What is asked. In the following material, identify every line holding the string "React" and return it.

________________________

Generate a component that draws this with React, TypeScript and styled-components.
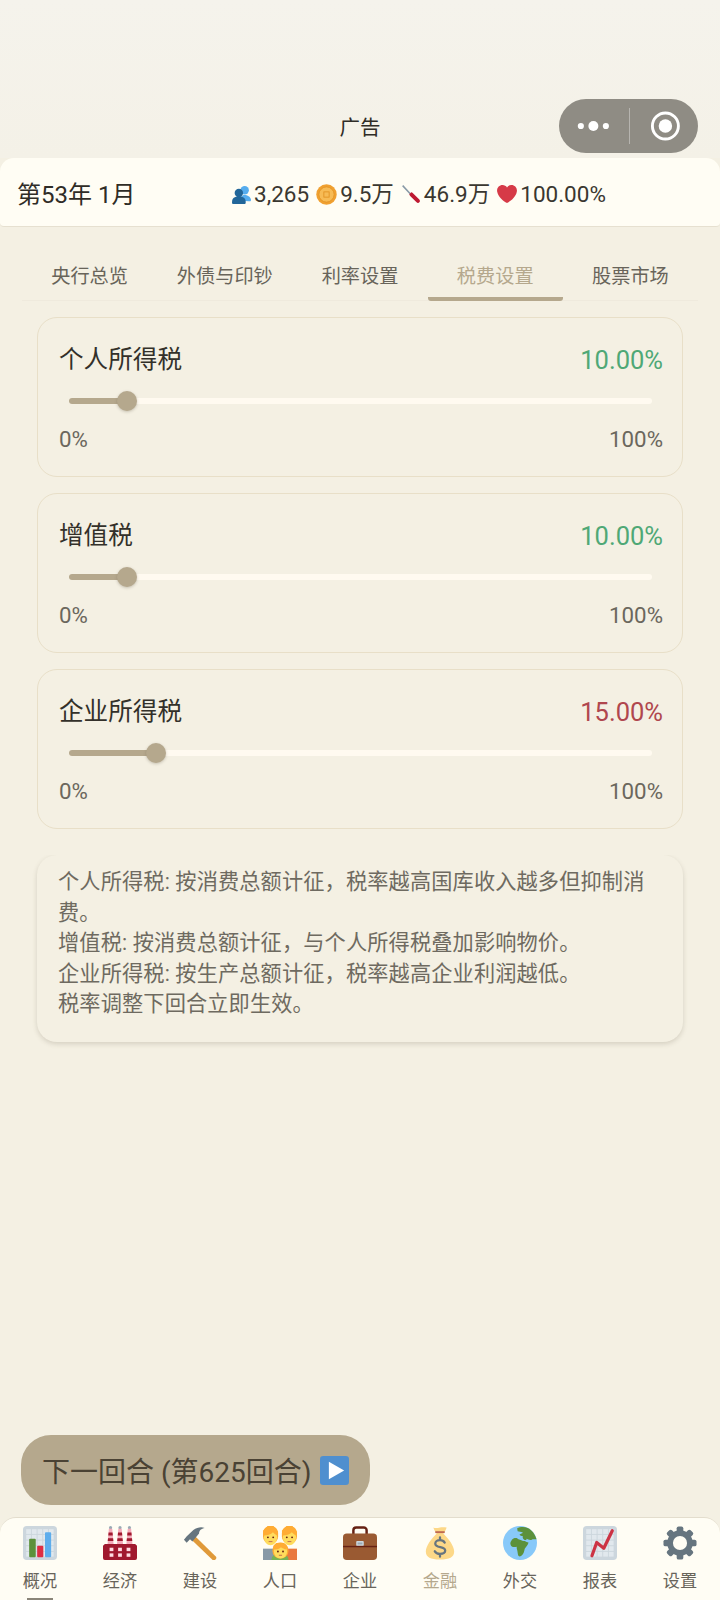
import React from "react";
import styled, { createGlobalStyle } from "styled-components";

const GlobalStyle = createGlobalStyle`
  html, body {
    margin: 0;
    padding: 0;
    background: #f4f0e3;
    font-family: Roboto, "Noto Sans CJK SC", sans-serif;
  }
  * { box-sizing: border-box; }
`;

const Page = styled.div`
  width: 720px;
  height: 1600px;
  display: flex;
  flex-direction: column;
  overflow: hidden;
  background: #f4f0e3;
`;

const TopBar = styled.header`
  display: grid;
  grid-template-columns: 1fr auto 1fr;
  align-items: center;
  height: 158px;
  padding: 99px 22px 5px;
  background: linear-gradient(#f5f3ec, #f4f1e7);
`;

const TopTitle = styled.div`
  grid-column: 2;
  font-size: 20.5px;
  color: #2f2c26;
`;

const Capsule = styled.div`
  grid-column: 3;
  justify-self: end;
  width: 139px;
  height: 54px;
  border-radius: 27px;
  background: #8f8c84;
  display: flex;
  align-items: center;
  padding: 0 17px 0 18px;
`;

const CapsuleDivider = styled.span`
  width: 1.5px;
  height: 36px;
  margin: 0 20px 0 19px;
  background: rgba(255, 255, 255, 0.35);
`;

const StatusBar = styled.div`
  height: 69px;
  display: flex;
  align-items: center;
  padding: 0 17px;
  background: #fffdf4;
  border-radius: 14px 14px 4px 4px;
  border-bottom: 1.5px solid #e6e0d0;
`;

const DateLabel = styled.div`
  font-size: 24px;
  color: #2f2c26;
  width: 118px;
  white-space: nowrap;
`;

const Stats = styled.div`
  flex: 1;
  display: flex;
  justify-content: center;
  gap: 7px;
  padding-top: 4px;
`;

const Stat = styled.div`
  display: flex;
  align-items: center;
  gap: 3px;
  font-size: 22.5px;
  line-height: 28px;
  color: #3a3730;
`;

const Tabs = styled.nav`
  display: flex;
  margin: 28px 22px 0;
  border-bottom: 1px solid #efeadd;
`;

const Tab = styled.div<{ $active?: boolean }>`
  flex: 1;
  height: 46px;
  padding-top: 7px;
  text-align: center;
  font-size: 19.2px;
  line-height: 30px;
  color: ${(p) => (p.$active ? "#b5a88d" : "#68645a")};
  border-bottom: 4px solid ${(p) => (p.$active ? "#b5a88d" : "transparent")};
  border-radius: 0 0 3px 3px;
  margin-bottom: -1px;
`;

const Cards = styled.div`
  display: flex;
  flex-direction: column;
  gap: 16px;
  margin: 16px 37px 0;
`;

const TaxCard = styled.section`
  height: 160px;
  padding: 24px 19px 0 21px;
  border: 1.5px solid #e8dfc8;
  border-radius: 20px;
`;

const TaxHeader = styled.div`
  display: flex;
  justify-content: space-between;
  align-items: center;
  height: 36px;
  font-size: 24.6px;
  line-height: 36px;
  color: #33302a;
`;

const TaxValue = styled.span<{ $color: string }>`
  color: ${(p) => p.$color};
  font-size: 25.5px;
`;

const Slider = styled.div`
  position: relative;
  height: 6px;
  margin: 20px 11px 0 10px;
  border-radius: 3px;
  background: #fffaf0;
`;

const SliderFill = styled.div`
  height: 100%;
  border-radius: 3px;
  background: #b5a88d;
`;

const SliderThumb = styled.div`
  position: absolute;
  top: -7px;
  width: 20px;
  height: 20px;
  margin-left: -10px;
  border-radius: 50%;
  background: #b5a88d;
  box-shadow: 0 1px 3px rgba(90, 80, 60, 0.3);
`;

const Range = styled.div`
  display: flex;
  justify-content: space-between;
  margin-top: 19px;
  font-size: 22.3px;
  line-height: 32px;
  color: #6b675d;
`;

const Note = styled.section`
  margin: 26px 37px 0;
  padding: 12px 21px 18px;
  height: 187px;
  border-radius: 20px;
  font-size: 21.2px;
  letter-spacing: 0.14px;
  line-height: 30.6px;
  color: #6e6a60;
  box-shadow: 0 2px 5px rgba(90, 80, 60, 0.2);
  clip-path: inset(0 -10px -12px -10px);
`;

const Spacer = styled.div`
  flex: 1;
`;

const NextButton = styled.button`
  align-self: flex-start;
  display: flex;
  align-items: center;
  gap: 8px;
  height: 70px;
  width: 349px;
  margin: 0 0 12px 21px;
  padding: 0 0 0 21px;
  border: none;
  border-radius: 30px;
  background: #b5a88d;
  color: #4a4234;
  font-family: inherit;
  font-size: 28px;
  white-space: nowrap;
`;

const BottomNav = styled.nav`
  height: 83px;
  display: grid;
  grid-template-columns: repeat(9, 1fr);
  background: #fffdf4;
  border-top: 1.5px solid #e3ddcd;
  border-radius: 16px 16px 0 0;
`;

const NavItem = styled.div<{ $active?: boolean; $marked?: boolean }>`
  position: relative;
  display: flex;
  flex-direction: column;
  align-items: center;
  padding-top: 8px;
  font-size: 17.2px;
  color: ${(p) => (p.$active ? "#b5a88d" : "#68645a")};
  &::after {
    content: "";
    display: ${(p) => (p.$marked ? "block" : "none")};
    position: absolute;
    left: 27px;
    right: 27px;
    bottom: 0;
    height: 2px;
    background: #8a8578;
  }
`;

const NavLabel = styled.span`
  margin-top: 9px;
  line-height: 24px;
`;

function Dots() {
  return (
    <svg width="34" height="14" viewBox="0 0 34 14">
      <circle cx="4" cy="7" r="3.2" fill="#fff" />
      <circle cx="17" cy="7" r="5.2" fill="#fff" />
      <circle cx="30" cy="7" r="3.2" fill="#fff" />
    </svg>
  );
}

function Target() {
  return (
    <svg width="32" height="32" viewBox="0 0 32 32">
      <circle cx="16" cy="16" r="13.5" fill="none" stroke="#fff" strokeWidth="3" />
      <circle cx="16" cy="16" r="7" fill="#fff" />
    </svg>
  );
}

const Emoji = ({ size, children }: { size: number; children: React.ReactNode }) => (
  <svg width={size} height={size} viewBox="0 0 36 36">
    {children}
  </svg>
);

function GridBg() {
  const cells = [];
  for (let x = 0; x < 5; x++) {
    for (let y = 0; y < 5; y++) {
      cells.push(<rect key={`${x}-${y}`} x={3.4 + x * 6} y={3.4 + y * 6} width="5" height="5" fill="#e1e8ed" />);
    }
  }
  return (
    <>
      <rect width="36" height="36" rx="4" fill="#ccd6dd" />
      {cells}
    </>
  );
}

const BarChartIcon = () => (
  <Emoji size={34}>
    <GridBg />
    <rect x="6.5" y="13.5" width="7" height="19.5" rx="1" fill="#5c913b" />
    <rect x="15" y="21" width="6.5" height="12" rx="1" fill="#dd2e44" />
    <rect x="23.3" y="6.5" width="6.5" height="26.5" rx="1" fill="#5dadec" />
  </Emoji>
);

const FactoryIcon = () => (
  <Emoji size={34}>
    {[8, 18, 28].map((x) => (
      <g key={x}>
        <circle cx={x} cy="1.8" r="1.7" fill="#99aab5" />
        <path d={`M${x - 1.8} 3h3.6l1.4 16h-6.4z`} fill="#f4abba" />
        <path d={`M${x - 2.1} 7h4.2l.3 3h-4.8zM${x - 2.7} 13h5.4l.3 3h-6z`} fill="#a0192e" />
      </g>
    ))}
    <path d="M0 21l2-2h32l2 2v13a2 2 0 0 1-2 2H2a2 2 0 0 1-2-2z" fill="#a0192e" />
    {[7, 16, 25].map((x) => (
      <g key={x} fill="#ffdde2">
        <rect x={x} y="23" width="4" height="3.6" />
        <rect x={x} y="29" width="4" height="3.6" />
      </g>
    ))}
  </Emoji>
);

const HammerIcon = () => (
  <Emoji size={34}>
    <path d="M12 10l23 22.5a2.6 2.6 0 0 1-3.6 3.4L8.500 14z" fill="#e09a3a" />
    <path d="M1 14.5l3-3.6 7-6.6C15 1.2 19.5 0.8 23 2c-3.5.6-6 2.6-6 6l-7 8.500-2.600-2.500-3.500 3.700z" fill="#66757f" />
  </Emoji>
);

const FamilyIcon = () => (
  <Emoji size={34}>
    <path d="M0 24h13v12H0z" fill="#8899a6" />
    <path d="M23 24h13v12H23z" fill="#e9793f" />
    <path d="M9 36c0-5 4-7 9-7s9 2 9 7z" fill="#77b255" />
    {[8, 28].map((x) => (
      <g key={x}>
        <rect x={x - 8} y="0" width="16" height="19" rx="7.500" fill="#ffac33" />
        <ellipse cx={x} cy="12" rx="7" ry="8.500" fill="#ffdc5d" />
        <path d={`M${x - 7.500} 10c4 0 8-1 10-3.500 1.500 1.500 3 3 5 3.500l.5-4-5-6h-6l-5 5z`} fill="#ffac33" />
        <circle cx={x - 2.800} cy="12" r="1" fill="#662113" />
        <circle cx={x + 2.800} cy="12" r="1" fill="#662113" />
        <path d={`M${x - 2} 16.500h4`} stroke="#c1694f" strokeWidth="1" />
      </g>
    ))}
    <rect x="10" y="17.500" width="17" height="17" rx="8" fill="#ffac33" />
    <ellipse cx="18.500" cy="27" rx="7" ry="7.500" fill="#ffdc5d" />
    <path d="M11 25c3 0 6-.5 8-2.500 1.500 1 3.500 2 6 2.500v-4l-3-3h-8l-3 3z" fill="#ffac33" />
    <circle cx="15.800" cy="27" r="1" fill="#662113" />
    <circle cx="21.200" cy="27" r="1" fill="#662113" />
    <path d="M16.800 31h3.400" stroke="#c1694f" strokeWidth="1" />
  </Emoji>
);

const BriefcaseIcon = () => (
  <Emoji size={34}>
    <path d="M11 9V4.500A3 3 0 0 1 14 1.500h8a3 3 0 0 1 3 3V9" fill="none" stroke="#662113" strokeWidth="2.600" />
    <rect x="0" y="8" width="36" height="28" rx="4" fill="#9a5a32" />
    <rect x="0" y="21" width="36" height="1.500" fill="#662113" />
    <rect x="14" y="16" width="8" height="5" rx="1" fill="#ccd6dd" />
    <rect x="15.500" y="17.500" width="5" height="2" fill="#99aab5" />
  </Emoji>
);

const MoneyBagIcon = () => (
  <Emoji size={34}>
    <path d="M11 1.500c2 1 4 .5 7 0s5 0 7 0c-.5 2.500-2.500 5-3.500 6.500 5 5 11.500 13 11.500 19 0 6-5 8.500-15 8.500S3 33 3 27C3 21 9.500 13 14.500 8 13.500 6.500 11.500 4 11 1.500z" fill="#fdd888" />
    <path d="M13 6.500h10" stroke="#bf6952" strokeWidth="2" />
    <path d="M23 17.500c-1-1.500-3-2.500-5-2.500-3 0-5 1.500-5 3.700 0 5 10.500 2.500 10.500 7.300 0 2-2.200 3.500-5.500 3.500-2.500 0-4.500-1-5.500-2.700M18 12v3M18 29.500v3" fill="none" stroke="#67757f" strokeWidth="2.400" strokeLinecap="round" />
  </Emoji>
);

const GlobeIcon = () => (
  <Emoji size={34}>
    <circle cx="18" cy="18" r="18" fill="#88c9f9" />
    <path d="M15 2.500c3-2 8-2 11-.5 5 2 8 7 9.500 12-2 .5-3.500-.5-5 .5-2 .5-4 0-5.500-1 0 1.500-1 1.500-2.500 1-1.500-1-2-3-1.500-4-1.500 0-3 0-3.500-1.500 1.500-.5 3-1 3.500-2-2-1-4-1-5.500-1.500z" fill="#5c913b" />
    <path d="M9 15c1.500-2 4-2.500 6-2 .5 1 2 1.500 3 1.500 2 .5 3 1.500 5 1.500 1.500 1 2.500 1.500 4 1.500-.5 2.500-2.500 4.500-4 6.500-.5 2.500-1 5.500-3.500 7.500-1.500 1-3 1-3.500-.5-.5-2-.5-3.500-1-5.500-.5-1.500-.5-2.500-.5-3.500-3 .5-6 .5-6.500-2.500-.5-1.500 0-3 1-4z" fill="#5c913b" />
  </Emoji>
);

const TrendIcon = () => (
  <Emoji size={34}>
    <GridBg />
    <path d="M9.500 31.500L14.500 17.500L22 23.500L31 5" fill="none" stroke="#cc3344" strokeWidth="3.400" strokeLinecap="round" strokeLinejoin="round" />
  </Emoji>
);

const GearIcon = () => (
  <Emoji size={34}>
    {[0, 45, 90, 135].map((a) => (
      <rect key={a} x="14.500" y="0.500" width="7" height="35" rx="2" fill="#66757f" transform={`rotate(${a} 18 18)`} />
    ))}
    <circle cx="18" cy="18" r="10" fill="none" stroke="#66757f" strokeWidth="7" />
    <circle cx="18" cy="18" r="7.500" fill="#fffdf4" />
  </Emoji>
);

const PlayIcon = () => (
  <Emoji size={29}>
    <rect width="36" height="36" rx="4" fill="#4f8fcf" />
    <path d="M11 7l19 11-19 11z" fill="#fff" />
  </Emoji>
);

const PeopleIcon = () => (
  <Emoji size={19}>
    <circle cx="24" cy="10" r="8" fill="#55acee" />
    <path d="M16 30c0-8 3-11 8-11s11 3 12 9c0 3-2 3-4 3z" fill="#55acee" />
    <circle cx="13" cy="15" r="8" fill="#269" />
    <path d="M0 33c0-8 5-11 13-11s13 3 13 11c0 2-1 3-3 3H3c-2 0-3-1-3-3z" fill="#269" />
  </Emoji>
);

const CoinIcon = () => (
  <Emoji size={21}>
    <circle cx="18" cy="18" r="17.500" fill="#f0a030" />
    <circle cx="18" cy="18" r="13" fill="#f7bb55" stroke="#e08f1f" strokeWidth="1.200" />
    <rect x="13.500" y="13.500" width="9" height="9" fill="none" stroke="#e08f1f" strokeWidth="1.400" />
  </Emoji>
);

const ScrewdriverIcon = () => (
  <Emoji size={20}>
    <path d="M2 4l2-2 14 15-2 2z" fill="#8899a6" />
    <path d="M15 18.500l3.500-3.500c1 0 2 .5 3 1.500l11 11c2 2 2 4 .5 5.500s-3.500 1.500-5.500-.5l-11-11c-1-1-1.500-2-1.500-3z" fill="#be1931" />
  </Emoji>
);

const HeartIcon = () => (
  <Emoji size={20}>
    <path d="M35.885 11.833c0-5.45-4.418-9.868-9.867-9.868-3.308 0-6.227 1.633-8.018 4.129-1.791-2.496-4.71-4.129-8.017-4.129-5.45 0-9.868 4.417-9.868 9.868 0 .772.098 1.52.266 2.241C1.751 22.587 11.216 31.568 18 34.034c6.783-2.466 16.249-11.447 17.617-19.959.17-.721.268-1.469.268-2.242z" fill="#d63a47" />
  </Emoji>
);

const stats = [
  { icon: <PeopleIcon />, text: "3,265" },
  { icon: <CoinIcon />, text: "9.5万" },
  { icon: <ScrewdriverIcon />, text: "46.9万" },
  { icon: <HeartIcon />, text: "100.00%" },
];

const tabs = ["央行总览", "外债与印钞", "利率设置", "税费设置", "股票市场"];

const taxes = [
  { name: "个人所得税", value: 10, color: "#4fa876" },
  { name: "增值税", value: 10, color: "#4fa876" },
  { name: "企业所得税", value: 15, color: "#b0474e" },
];

const notes = [
  "个人所得税: 按消费总额计征，税率越高国库收入越多但抑制消费。",
  "增值税: 按消费总额计征，与个人所得税叠加影响物价。",
  "企业所得税: 按生产总额计征，税率越高企业利润越低。",
  "税率调整下回合立即生效。",
];

const navItems = [
  { label: "概况", icon: <BarChartIcon />, marked: true },
  { label: "经济", icon: <FactoryIcon /> },
  { label: "建设", icon: <HammerIcon /> },
  { label: "人口", icon: <FamilyIcon /> },
  { label: "企业", icon: <BriefcaseIcon /> },
  { label: "金融", icon: <MoneyBagIcon />, active: true },
  { label: "外交", icon: <GlobeIcon /> },
  { label: "报表", icon: <TrendIcon /> },
  { label: "设置", icon: <GearIcon /> },
];

export default function App() {
  return (
    <Page>
      <GlobalStyle />
      <TopBar>
        <TopTitle>广告</TopTitle>
        <Capsule>
          <Dots />
          <CapsuleDivider />
          <Target />
        </Capsule>
      </TopBar>
      <StatusBar>
        <DateLabel>第53年 1月</DateLabel>
        <Stats>
          {stats.map((s) => (
            <Stat key={s.text}>
              {s.icon}
              {s.text}
            </Stat>
          ))}
        </Stats>
      </StatusBar>
      <Tabs>
        {tabs.map((t) => (
          <Tab key={t} $active={t === "税费设置"}>
            {t}
          </Tab>
        ))}
      </Tabs>
      <Cards>
        {taxes.map((t) => (
          <TaxCard key={t.name}>
            <TaxHeader>
              <span>{t.name}</span>
              <TaxValue $color={t.color}>{t.value.toFixed(2)}%</TaxValue>
            </TaxHeader>
            <Slider>
              <SliderFill style={{ width: `${t.value}%` }} />
              <SliderThumb style={{ left: `${t.value}%` }} />
            </Slider>
            <Range>
              <span>0%</span>
              <span>100%</span>
            </Range>
          </TaxCard>
        ))}
      </Cards>
      <Note>
        {notes.map((n) => (
          <div key={n}>{n}</div>
        ))}
      </Note>
      <Spacer />
      <NextButton>
        下一回合 (第625回合)
        <PlayIcon />
      </NextButton>
      <BottomNav>
        {navItems.map((n) => (
          <NavItem key={n.label} $active={n.active} $marked={n.marked}>
            {n.icon}
            <NavLabel>{n.label}</NavLabel>
          </NavItem>
        ))}
      </BottomNav>
    </Page>
  );
}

________________________

Exercise response.
Generate a component that draws this with React, TypeScript and styled-components.
import React from "react";
const Emoji = ({ size, children }: { size: number; children: React.ReactNode }) => (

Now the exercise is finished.